▶ **The problem**: Copy out each line of the data holding "component".

▶ **Listing**:
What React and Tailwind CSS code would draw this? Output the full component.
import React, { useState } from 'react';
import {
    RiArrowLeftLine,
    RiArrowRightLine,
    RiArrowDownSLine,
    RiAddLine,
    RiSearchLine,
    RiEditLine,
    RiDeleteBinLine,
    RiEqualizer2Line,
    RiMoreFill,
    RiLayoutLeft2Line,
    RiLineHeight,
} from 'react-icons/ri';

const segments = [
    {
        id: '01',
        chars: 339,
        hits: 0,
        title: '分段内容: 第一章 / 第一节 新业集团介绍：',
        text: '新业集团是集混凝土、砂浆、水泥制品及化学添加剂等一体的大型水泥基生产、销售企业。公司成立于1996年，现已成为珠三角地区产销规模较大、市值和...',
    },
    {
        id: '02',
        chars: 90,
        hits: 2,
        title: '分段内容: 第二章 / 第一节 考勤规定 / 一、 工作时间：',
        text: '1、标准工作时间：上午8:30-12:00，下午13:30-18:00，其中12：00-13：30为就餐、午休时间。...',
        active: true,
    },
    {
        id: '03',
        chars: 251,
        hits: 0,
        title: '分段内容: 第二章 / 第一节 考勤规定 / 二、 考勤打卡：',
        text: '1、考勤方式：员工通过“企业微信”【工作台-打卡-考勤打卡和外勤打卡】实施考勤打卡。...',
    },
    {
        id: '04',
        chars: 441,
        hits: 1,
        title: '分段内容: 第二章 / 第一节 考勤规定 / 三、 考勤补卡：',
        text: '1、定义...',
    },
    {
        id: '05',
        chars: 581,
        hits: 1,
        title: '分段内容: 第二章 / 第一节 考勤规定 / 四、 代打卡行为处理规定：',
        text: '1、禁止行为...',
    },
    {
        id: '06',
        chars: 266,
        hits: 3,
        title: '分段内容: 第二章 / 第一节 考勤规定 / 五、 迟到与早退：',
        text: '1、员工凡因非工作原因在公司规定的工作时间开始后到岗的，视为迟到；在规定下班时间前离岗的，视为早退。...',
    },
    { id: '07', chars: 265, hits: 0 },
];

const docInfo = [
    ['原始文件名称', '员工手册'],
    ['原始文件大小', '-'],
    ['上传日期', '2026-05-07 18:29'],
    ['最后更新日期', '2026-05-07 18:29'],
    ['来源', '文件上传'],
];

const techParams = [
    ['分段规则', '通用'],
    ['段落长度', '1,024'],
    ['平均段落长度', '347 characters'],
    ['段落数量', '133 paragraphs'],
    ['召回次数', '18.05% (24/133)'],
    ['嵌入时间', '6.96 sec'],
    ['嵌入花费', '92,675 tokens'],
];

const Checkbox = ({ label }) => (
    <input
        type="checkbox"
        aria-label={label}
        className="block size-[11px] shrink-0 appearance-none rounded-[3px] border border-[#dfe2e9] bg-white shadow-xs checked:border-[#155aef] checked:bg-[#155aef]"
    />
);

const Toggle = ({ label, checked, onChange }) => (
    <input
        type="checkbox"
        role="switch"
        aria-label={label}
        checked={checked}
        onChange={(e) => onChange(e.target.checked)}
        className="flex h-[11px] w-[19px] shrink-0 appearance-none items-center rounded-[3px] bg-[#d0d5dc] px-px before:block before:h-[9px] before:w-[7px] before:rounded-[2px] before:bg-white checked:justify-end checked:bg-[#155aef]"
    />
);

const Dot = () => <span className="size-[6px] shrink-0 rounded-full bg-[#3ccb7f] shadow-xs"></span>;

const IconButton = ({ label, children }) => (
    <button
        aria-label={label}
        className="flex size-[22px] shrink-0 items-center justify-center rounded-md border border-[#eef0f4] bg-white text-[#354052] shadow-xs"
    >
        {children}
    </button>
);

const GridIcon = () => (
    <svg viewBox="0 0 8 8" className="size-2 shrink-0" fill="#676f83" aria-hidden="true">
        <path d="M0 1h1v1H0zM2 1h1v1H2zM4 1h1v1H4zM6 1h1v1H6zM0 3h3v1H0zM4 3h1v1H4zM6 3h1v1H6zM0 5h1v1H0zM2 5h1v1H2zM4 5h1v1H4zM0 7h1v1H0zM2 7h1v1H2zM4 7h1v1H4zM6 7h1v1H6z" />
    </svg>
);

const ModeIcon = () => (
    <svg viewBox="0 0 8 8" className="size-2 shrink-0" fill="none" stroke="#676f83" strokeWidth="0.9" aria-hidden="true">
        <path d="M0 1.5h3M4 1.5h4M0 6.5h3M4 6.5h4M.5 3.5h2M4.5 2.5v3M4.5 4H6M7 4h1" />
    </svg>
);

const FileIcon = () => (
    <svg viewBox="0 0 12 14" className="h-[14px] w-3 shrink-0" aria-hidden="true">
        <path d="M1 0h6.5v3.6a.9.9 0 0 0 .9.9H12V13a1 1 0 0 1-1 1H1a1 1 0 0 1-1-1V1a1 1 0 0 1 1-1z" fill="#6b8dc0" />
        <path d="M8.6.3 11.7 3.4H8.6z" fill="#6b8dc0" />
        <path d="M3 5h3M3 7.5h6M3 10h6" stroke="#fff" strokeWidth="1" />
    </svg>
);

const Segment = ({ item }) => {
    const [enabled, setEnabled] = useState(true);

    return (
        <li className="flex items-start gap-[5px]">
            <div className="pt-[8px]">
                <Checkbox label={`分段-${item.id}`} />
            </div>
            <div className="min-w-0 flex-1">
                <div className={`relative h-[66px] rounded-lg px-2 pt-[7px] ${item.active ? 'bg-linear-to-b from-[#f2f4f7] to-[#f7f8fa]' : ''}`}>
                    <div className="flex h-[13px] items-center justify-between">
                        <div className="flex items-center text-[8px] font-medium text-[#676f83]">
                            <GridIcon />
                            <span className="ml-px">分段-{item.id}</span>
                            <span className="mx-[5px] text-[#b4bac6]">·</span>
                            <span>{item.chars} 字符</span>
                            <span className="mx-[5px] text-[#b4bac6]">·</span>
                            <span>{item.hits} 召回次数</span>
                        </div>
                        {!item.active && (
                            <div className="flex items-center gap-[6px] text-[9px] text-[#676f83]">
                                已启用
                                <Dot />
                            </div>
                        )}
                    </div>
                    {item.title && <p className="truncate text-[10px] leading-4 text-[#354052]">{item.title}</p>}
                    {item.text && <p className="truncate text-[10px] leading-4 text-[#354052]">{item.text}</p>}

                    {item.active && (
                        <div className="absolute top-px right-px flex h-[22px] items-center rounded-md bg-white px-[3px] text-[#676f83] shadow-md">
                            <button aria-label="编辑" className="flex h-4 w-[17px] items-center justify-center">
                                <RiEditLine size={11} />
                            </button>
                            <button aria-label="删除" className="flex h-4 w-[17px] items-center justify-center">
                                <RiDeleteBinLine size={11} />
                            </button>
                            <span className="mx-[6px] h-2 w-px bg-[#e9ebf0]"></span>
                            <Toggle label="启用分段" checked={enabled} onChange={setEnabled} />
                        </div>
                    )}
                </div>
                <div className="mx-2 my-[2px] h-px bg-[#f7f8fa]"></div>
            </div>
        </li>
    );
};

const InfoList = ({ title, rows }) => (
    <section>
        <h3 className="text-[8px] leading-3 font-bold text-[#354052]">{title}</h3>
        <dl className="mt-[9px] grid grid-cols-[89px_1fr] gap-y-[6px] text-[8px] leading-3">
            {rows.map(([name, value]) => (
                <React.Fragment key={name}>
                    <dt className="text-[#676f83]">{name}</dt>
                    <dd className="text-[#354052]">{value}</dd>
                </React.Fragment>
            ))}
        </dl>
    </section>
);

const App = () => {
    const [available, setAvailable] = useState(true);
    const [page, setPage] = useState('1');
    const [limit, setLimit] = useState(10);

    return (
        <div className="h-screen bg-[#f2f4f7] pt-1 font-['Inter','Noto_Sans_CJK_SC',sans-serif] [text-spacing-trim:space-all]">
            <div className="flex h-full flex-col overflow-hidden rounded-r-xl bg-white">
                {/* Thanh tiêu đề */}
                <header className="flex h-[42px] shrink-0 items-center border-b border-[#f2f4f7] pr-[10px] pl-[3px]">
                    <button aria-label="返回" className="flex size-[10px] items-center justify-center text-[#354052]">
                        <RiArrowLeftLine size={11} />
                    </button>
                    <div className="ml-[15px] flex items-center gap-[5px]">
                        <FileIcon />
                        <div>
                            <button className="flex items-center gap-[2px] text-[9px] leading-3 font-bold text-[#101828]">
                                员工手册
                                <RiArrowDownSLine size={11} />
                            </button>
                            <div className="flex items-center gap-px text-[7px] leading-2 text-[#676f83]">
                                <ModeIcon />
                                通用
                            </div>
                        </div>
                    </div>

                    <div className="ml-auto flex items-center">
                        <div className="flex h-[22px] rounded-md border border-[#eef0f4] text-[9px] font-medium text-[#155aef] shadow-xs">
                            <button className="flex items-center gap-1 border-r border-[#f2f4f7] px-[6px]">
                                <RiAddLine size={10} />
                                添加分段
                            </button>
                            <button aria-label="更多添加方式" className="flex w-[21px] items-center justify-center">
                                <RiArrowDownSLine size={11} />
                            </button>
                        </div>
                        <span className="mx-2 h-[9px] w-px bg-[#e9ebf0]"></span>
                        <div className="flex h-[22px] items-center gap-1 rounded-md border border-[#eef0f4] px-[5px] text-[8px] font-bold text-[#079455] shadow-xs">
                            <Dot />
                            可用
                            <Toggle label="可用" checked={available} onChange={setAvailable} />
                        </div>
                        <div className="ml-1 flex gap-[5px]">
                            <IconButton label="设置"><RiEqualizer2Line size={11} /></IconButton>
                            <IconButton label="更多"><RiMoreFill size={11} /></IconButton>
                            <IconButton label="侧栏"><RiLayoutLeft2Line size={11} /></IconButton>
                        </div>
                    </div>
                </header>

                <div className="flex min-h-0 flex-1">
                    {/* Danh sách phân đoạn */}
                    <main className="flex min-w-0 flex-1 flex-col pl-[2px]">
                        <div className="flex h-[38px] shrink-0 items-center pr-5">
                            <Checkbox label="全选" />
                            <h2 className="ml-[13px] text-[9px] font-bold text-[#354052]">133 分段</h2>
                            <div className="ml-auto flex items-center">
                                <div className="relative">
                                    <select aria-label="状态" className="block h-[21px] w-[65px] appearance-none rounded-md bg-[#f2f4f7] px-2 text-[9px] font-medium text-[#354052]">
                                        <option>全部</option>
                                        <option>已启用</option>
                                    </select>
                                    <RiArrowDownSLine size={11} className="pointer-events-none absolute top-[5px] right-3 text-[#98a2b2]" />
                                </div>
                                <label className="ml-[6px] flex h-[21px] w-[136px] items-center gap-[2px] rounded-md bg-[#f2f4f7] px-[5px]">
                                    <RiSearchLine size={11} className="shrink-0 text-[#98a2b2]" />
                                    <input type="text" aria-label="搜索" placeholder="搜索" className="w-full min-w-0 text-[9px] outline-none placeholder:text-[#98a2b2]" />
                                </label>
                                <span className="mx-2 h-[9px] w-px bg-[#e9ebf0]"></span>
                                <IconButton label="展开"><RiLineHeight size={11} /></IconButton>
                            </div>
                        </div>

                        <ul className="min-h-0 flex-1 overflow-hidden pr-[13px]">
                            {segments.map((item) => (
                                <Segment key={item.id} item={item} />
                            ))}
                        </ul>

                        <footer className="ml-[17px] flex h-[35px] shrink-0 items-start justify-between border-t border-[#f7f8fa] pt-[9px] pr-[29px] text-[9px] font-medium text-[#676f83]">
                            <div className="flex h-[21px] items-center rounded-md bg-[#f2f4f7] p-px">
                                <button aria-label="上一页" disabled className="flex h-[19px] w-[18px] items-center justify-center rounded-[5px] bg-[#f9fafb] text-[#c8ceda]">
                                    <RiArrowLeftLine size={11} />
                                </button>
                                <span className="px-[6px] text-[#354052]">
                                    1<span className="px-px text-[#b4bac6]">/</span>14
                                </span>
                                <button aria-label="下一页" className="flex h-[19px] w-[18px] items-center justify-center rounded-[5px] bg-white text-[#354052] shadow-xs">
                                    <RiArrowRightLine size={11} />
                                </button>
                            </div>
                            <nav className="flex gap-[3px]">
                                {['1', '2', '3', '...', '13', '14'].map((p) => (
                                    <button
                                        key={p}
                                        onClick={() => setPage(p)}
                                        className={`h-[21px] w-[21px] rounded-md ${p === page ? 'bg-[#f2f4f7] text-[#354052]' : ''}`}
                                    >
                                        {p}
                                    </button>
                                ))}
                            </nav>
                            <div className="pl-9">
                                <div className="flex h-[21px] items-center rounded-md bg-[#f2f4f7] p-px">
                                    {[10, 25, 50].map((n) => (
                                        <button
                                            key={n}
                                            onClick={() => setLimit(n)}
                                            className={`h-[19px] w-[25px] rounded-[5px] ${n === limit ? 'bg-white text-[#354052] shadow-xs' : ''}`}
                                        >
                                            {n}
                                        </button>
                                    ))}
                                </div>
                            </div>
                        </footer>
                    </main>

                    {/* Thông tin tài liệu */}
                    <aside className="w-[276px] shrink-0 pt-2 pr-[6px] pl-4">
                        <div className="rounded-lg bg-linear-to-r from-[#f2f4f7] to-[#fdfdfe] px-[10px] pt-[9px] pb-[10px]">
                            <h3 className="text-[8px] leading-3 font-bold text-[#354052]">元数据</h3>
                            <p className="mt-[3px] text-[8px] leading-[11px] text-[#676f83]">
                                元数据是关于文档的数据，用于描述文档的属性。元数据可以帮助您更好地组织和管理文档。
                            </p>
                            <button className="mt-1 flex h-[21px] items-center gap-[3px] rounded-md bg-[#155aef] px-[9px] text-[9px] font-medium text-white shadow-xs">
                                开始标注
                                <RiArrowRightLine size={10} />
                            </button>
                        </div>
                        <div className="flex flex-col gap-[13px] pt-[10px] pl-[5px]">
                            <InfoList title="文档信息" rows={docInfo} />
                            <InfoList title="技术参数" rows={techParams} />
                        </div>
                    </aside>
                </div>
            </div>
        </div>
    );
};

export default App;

---

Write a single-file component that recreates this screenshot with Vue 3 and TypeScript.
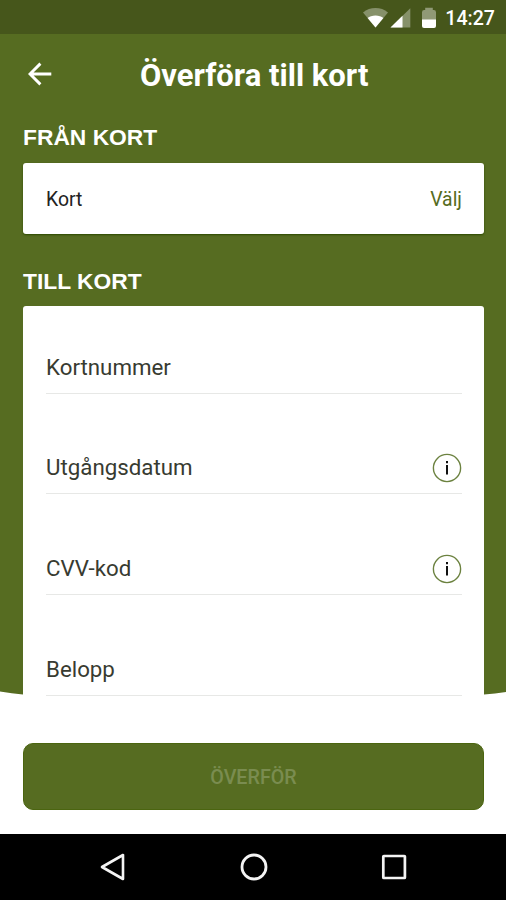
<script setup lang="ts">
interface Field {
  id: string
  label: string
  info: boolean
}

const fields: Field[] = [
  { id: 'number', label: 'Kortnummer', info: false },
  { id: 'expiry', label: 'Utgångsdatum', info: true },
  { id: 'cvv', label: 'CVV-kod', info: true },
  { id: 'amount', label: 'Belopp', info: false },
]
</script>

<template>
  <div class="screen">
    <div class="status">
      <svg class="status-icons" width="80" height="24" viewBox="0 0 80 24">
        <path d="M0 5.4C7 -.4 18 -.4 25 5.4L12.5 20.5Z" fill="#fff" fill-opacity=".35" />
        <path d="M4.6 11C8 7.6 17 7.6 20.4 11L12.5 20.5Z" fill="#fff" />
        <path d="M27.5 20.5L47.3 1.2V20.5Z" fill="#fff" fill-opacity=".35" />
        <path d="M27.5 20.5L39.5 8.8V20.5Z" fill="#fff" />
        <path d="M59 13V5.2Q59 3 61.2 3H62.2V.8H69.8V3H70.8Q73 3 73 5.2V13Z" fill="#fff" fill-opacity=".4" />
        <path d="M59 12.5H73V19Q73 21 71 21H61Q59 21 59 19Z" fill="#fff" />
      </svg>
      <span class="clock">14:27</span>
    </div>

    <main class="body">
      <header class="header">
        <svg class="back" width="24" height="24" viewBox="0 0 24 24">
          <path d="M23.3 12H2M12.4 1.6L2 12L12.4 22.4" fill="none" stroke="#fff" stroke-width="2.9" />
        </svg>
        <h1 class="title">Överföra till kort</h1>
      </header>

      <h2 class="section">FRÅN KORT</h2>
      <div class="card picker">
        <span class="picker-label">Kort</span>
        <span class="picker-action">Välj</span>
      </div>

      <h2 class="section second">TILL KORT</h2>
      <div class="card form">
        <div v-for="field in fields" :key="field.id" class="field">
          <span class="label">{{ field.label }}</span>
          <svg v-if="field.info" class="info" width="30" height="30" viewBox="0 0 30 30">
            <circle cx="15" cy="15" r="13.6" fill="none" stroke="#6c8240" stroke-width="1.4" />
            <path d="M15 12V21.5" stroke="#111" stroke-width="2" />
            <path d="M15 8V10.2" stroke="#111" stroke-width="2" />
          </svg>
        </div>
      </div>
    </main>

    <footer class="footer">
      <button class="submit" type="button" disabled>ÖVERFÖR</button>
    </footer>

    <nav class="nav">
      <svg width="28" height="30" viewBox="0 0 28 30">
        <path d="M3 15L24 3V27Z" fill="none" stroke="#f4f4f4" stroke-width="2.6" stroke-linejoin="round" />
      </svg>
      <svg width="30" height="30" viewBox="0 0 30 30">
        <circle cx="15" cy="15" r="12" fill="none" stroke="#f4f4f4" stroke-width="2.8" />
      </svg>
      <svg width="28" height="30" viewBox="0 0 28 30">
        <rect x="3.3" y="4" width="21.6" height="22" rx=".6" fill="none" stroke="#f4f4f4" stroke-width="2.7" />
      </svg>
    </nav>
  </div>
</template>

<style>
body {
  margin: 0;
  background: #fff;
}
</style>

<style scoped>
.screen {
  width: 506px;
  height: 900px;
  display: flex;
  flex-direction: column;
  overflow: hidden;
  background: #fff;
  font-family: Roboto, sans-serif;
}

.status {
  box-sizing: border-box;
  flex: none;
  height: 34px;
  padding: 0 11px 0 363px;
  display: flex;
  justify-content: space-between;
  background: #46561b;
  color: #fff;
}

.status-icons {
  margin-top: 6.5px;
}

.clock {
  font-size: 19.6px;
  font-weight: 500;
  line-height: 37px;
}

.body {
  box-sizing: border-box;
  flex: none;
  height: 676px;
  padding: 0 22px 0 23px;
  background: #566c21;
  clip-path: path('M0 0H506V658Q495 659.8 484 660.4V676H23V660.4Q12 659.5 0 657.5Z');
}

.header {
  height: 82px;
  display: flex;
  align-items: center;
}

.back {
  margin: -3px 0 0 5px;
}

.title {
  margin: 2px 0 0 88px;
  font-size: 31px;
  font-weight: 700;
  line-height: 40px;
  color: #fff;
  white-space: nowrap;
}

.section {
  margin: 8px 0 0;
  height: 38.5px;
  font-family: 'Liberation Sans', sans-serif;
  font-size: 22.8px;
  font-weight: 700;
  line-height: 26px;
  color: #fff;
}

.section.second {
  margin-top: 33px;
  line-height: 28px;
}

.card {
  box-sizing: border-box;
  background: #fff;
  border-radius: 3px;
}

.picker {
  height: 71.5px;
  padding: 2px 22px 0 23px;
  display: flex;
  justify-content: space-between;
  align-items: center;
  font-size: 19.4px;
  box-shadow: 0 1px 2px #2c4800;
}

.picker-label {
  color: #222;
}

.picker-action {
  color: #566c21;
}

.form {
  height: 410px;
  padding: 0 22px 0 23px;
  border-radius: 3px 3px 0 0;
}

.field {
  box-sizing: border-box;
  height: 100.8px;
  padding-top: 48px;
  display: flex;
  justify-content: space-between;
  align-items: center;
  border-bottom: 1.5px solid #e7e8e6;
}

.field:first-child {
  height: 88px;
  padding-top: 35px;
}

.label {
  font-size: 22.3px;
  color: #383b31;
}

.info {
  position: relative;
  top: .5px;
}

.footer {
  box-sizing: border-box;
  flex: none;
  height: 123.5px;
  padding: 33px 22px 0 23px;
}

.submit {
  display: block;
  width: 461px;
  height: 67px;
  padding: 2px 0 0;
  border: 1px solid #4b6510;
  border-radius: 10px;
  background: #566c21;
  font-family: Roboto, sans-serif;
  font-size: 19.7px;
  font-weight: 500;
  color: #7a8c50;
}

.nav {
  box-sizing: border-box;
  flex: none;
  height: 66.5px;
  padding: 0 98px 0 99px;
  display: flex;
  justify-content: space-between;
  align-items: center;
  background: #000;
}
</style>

▶ **Exercise answer**:
What React and Tailwind CSS code would draw this? Output the full component.
Write a single-file component that recreates this screenshot with Vue 3 and TypeScript.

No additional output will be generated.